With reference to FIG. 2, it can be seen that when the wing nut 44 is loosened slightly, it is possible to adjust the angle of intersection between the blade members 12 and 14 anywhere between a first limiting position shown in solid line to a second limiting position illustrated in phantom line. In use, with the wing nut slightly loosened, the sheet rock worker will position the trowel in the corner to be finished and the blades 12 and 14 will shift to assume the angle defined by the intersecting sheet rock panels. The worker will next tighten the wing nut 44 to maintain the desired angle as the trowel is used to spread and feather joint compound into that corner. Because of the adjustability feature, the same tool can be used to finish the joint between panels intersecting at angles in the range from between about 85 degrees and 150 degrees.
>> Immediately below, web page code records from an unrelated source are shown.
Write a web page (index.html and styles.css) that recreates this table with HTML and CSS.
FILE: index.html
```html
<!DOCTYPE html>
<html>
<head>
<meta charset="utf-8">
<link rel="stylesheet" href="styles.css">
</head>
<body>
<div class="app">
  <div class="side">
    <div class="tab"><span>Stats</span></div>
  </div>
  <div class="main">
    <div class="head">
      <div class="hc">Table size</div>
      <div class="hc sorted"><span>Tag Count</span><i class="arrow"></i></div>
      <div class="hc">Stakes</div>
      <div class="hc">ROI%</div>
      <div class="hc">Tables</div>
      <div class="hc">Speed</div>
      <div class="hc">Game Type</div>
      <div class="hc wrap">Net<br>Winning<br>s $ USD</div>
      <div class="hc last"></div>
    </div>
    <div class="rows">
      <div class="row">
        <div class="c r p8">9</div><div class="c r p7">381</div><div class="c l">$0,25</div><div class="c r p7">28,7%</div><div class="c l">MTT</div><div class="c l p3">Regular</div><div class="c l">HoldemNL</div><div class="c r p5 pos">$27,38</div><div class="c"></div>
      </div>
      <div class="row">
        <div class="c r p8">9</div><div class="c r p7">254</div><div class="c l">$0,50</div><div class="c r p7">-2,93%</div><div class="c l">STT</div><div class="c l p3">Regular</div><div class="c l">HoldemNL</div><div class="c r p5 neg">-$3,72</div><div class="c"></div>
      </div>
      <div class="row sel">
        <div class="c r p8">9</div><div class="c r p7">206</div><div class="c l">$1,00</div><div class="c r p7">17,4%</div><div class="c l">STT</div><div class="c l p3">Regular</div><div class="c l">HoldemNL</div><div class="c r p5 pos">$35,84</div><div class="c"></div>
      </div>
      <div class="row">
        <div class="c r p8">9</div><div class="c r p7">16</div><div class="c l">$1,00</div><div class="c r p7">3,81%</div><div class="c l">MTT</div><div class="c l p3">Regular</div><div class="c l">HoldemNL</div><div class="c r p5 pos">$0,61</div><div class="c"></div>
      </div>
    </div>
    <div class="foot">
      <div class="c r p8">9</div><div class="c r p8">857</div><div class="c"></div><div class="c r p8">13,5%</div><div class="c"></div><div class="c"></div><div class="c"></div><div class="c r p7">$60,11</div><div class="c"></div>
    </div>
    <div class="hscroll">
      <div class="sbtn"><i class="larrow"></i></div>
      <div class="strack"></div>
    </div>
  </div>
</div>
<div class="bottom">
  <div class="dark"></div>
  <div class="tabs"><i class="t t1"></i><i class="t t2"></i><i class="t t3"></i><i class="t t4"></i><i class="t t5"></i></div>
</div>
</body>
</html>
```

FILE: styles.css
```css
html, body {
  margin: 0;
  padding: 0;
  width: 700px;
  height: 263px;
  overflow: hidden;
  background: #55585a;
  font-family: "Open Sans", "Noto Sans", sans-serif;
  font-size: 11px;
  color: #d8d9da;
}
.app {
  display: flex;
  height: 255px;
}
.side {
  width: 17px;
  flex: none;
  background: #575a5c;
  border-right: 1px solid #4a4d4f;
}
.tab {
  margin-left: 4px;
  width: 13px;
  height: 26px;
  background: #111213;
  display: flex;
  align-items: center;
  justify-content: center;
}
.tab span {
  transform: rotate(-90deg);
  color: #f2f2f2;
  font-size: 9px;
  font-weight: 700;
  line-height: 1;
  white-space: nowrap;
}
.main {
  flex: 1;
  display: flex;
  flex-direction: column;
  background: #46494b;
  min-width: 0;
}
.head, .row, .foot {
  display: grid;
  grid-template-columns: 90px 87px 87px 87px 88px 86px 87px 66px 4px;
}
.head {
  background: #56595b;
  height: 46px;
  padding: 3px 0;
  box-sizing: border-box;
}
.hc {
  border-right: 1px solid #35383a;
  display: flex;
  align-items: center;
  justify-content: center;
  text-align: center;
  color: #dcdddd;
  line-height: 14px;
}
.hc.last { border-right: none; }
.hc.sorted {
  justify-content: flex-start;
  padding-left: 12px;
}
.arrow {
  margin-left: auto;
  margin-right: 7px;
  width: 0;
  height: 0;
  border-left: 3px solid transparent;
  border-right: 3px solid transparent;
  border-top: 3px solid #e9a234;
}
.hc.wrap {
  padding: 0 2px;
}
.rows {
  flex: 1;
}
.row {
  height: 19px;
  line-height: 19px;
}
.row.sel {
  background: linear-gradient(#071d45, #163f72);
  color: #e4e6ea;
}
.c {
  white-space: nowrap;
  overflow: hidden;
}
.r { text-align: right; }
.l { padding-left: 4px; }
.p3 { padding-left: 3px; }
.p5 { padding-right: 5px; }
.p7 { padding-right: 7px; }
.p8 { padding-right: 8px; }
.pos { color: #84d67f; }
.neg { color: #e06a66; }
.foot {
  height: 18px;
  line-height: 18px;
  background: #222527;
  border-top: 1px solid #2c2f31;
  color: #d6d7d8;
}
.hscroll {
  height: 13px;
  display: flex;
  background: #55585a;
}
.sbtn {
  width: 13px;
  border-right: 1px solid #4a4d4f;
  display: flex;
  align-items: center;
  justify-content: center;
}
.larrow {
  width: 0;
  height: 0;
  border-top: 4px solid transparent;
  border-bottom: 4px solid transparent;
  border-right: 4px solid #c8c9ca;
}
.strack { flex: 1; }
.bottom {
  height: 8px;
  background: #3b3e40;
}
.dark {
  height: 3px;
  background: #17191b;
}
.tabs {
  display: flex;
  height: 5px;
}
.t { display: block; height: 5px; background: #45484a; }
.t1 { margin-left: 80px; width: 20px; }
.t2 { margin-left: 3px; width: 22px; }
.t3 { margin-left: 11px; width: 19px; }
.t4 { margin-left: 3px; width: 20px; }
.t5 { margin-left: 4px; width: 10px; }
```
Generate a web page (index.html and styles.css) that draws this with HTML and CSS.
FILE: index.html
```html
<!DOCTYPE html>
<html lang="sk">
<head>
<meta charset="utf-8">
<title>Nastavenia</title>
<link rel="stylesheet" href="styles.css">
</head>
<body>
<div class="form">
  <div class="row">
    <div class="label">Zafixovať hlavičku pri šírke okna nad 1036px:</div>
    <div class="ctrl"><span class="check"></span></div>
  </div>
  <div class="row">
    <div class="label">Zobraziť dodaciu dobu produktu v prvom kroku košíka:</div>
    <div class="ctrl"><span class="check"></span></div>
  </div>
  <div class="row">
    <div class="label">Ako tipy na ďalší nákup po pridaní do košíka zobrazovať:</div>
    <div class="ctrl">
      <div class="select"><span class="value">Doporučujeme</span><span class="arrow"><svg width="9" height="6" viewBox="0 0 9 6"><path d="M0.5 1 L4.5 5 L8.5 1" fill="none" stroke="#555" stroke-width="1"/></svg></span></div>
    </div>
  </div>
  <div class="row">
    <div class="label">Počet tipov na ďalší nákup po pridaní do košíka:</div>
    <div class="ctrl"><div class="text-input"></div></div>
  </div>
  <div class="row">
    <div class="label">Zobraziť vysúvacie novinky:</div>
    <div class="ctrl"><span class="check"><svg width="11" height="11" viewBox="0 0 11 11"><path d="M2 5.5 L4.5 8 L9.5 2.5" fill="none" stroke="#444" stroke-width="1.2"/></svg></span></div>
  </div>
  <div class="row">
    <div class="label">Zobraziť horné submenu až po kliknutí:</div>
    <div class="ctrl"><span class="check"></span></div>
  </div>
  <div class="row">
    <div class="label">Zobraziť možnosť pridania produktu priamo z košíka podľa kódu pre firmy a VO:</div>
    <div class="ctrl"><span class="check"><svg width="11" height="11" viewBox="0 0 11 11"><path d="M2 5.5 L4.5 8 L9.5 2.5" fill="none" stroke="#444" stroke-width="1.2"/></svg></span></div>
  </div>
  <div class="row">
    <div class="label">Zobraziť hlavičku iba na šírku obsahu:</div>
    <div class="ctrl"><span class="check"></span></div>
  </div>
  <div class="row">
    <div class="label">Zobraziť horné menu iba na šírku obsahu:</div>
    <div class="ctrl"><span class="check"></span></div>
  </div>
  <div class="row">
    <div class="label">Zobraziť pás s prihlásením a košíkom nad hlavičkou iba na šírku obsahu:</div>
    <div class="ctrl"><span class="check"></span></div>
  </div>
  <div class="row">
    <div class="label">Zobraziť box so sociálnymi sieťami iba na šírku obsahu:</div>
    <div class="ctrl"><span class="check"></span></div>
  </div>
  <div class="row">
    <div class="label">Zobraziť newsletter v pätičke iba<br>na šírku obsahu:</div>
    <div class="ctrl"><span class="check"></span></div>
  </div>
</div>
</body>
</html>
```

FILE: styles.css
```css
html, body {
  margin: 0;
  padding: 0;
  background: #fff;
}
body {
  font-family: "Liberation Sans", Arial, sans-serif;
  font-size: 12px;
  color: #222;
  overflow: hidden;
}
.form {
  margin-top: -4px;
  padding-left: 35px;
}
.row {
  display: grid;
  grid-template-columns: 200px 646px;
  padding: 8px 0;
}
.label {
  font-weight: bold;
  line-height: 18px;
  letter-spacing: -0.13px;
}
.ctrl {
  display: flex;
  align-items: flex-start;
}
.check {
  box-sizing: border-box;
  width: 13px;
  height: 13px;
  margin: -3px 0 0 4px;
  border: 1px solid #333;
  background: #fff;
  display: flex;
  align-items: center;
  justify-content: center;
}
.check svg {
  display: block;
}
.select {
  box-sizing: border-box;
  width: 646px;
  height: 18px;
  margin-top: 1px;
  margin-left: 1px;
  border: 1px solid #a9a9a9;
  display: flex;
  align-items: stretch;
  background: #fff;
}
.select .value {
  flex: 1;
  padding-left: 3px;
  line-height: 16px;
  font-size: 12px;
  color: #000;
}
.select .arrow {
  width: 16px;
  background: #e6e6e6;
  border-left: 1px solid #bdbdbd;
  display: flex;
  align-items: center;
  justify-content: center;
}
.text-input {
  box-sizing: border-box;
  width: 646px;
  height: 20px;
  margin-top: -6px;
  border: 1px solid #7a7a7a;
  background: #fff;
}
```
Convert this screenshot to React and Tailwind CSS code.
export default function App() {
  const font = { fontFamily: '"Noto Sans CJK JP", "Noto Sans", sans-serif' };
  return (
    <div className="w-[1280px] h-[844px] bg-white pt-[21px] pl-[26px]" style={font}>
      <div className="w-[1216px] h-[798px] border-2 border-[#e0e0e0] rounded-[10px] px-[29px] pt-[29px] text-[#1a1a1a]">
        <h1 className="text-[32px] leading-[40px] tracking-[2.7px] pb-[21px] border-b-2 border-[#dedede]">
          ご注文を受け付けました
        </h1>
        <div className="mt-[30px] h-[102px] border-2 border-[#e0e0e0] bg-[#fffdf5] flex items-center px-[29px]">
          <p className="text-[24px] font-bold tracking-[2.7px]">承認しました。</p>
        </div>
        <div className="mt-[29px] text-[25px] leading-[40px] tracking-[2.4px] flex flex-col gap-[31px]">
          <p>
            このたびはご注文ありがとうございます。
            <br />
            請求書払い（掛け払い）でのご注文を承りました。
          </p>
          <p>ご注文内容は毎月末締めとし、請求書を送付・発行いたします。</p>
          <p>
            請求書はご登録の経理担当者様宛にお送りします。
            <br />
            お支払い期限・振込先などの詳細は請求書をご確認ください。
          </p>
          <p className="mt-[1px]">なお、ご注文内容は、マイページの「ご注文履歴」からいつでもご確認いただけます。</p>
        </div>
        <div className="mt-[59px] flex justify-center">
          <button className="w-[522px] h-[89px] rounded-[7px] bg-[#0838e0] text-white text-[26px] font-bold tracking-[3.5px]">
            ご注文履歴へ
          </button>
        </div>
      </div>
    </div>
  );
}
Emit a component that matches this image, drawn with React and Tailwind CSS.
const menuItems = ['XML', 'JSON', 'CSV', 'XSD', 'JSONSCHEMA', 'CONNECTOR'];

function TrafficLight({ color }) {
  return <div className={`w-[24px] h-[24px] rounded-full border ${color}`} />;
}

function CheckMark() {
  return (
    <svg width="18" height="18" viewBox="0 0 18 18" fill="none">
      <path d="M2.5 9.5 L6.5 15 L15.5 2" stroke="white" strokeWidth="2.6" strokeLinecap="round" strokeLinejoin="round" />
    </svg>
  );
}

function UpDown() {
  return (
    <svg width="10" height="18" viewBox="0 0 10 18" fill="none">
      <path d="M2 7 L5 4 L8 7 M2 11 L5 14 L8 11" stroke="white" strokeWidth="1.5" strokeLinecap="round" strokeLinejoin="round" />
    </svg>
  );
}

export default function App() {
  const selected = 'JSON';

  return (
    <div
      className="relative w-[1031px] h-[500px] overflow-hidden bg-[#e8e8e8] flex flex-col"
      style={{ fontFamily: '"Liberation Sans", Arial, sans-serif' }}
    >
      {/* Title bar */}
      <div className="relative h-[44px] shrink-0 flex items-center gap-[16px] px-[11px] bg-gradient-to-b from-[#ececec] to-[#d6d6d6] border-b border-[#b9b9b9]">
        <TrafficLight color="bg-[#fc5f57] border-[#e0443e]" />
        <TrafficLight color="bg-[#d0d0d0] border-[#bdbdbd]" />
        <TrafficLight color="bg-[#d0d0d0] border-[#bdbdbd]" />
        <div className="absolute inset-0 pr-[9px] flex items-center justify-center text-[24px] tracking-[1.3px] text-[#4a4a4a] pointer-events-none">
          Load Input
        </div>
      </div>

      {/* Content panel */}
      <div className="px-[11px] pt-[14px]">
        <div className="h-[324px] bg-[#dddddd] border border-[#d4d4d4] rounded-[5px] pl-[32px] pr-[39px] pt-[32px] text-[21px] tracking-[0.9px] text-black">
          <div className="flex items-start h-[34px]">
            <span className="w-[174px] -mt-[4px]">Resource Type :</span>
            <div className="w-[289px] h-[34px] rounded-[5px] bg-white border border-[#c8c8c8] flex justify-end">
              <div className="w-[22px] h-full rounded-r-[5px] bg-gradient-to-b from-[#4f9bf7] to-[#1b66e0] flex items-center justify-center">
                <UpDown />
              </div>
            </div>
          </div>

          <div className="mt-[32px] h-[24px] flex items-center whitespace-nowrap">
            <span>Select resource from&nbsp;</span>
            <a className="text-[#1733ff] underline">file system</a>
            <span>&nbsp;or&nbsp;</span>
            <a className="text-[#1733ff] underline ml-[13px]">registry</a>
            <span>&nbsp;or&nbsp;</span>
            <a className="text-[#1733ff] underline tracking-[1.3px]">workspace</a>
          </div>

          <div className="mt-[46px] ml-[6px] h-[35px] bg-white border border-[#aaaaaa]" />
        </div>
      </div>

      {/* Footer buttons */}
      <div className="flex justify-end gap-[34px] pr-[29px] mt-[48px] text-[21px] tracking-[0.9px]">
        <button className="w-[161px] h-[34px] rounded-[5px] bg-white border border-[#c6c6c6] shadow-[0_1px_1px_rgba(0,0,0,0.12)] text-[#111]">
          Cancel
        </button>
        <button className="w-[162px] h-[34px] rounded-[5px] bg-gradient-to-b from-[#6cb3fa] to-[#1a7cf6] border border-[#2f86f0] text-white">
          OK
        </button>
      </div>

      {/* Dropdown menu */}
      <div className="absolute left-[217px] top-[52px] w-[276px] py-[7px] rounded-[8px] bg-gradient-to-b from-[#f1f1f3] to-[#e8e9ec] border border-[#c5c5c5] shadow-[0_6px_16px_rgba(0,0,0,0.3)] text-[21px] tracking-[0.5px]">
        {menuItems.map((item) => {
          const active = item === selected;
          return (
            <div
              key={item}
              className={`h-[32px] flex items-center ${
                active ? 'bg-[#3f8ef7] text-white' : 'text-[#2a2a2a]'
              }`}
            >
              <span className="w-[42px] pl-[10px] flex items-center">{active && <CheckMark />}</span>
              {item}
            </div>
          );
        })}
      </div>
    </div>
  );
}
The leading and trailing edges of the blade members are preferably at a predetermined angle of about 15 degrees to the hinge edge to form a trapezoidal shape to the planar blade surfaces. It is found that this blade shape facilitates placement of the trowel close to ceiling and floor lines.
It is an important advantage of the present invention that the blade members 12 and 14 along with their integrally formed hinge tabs 20 and 22 and affixed brackets 24 and 26 are identical and thus, there is no need to have separate tooling for preparing the two hinged halves of the trowel 10. This greatly reduces the manufacturing cost of the tool.
While the preferred embodiment of the present invention has been explained in connection with a trowel designed for use in working with the joint between sheet rock panels, those skilled in the art can appreciate that the tool of the present invention may also be used for finishing concrete. Still other uses may be found for it as well.
While an illustrative and presently preferred embodiment of the invention has been described in detail herein, it is to be understood that the inventive concepts may be otherwise variously embodied and employed and that the appended claims are intended to be construed to include such variations except insofar as limited by the prior art.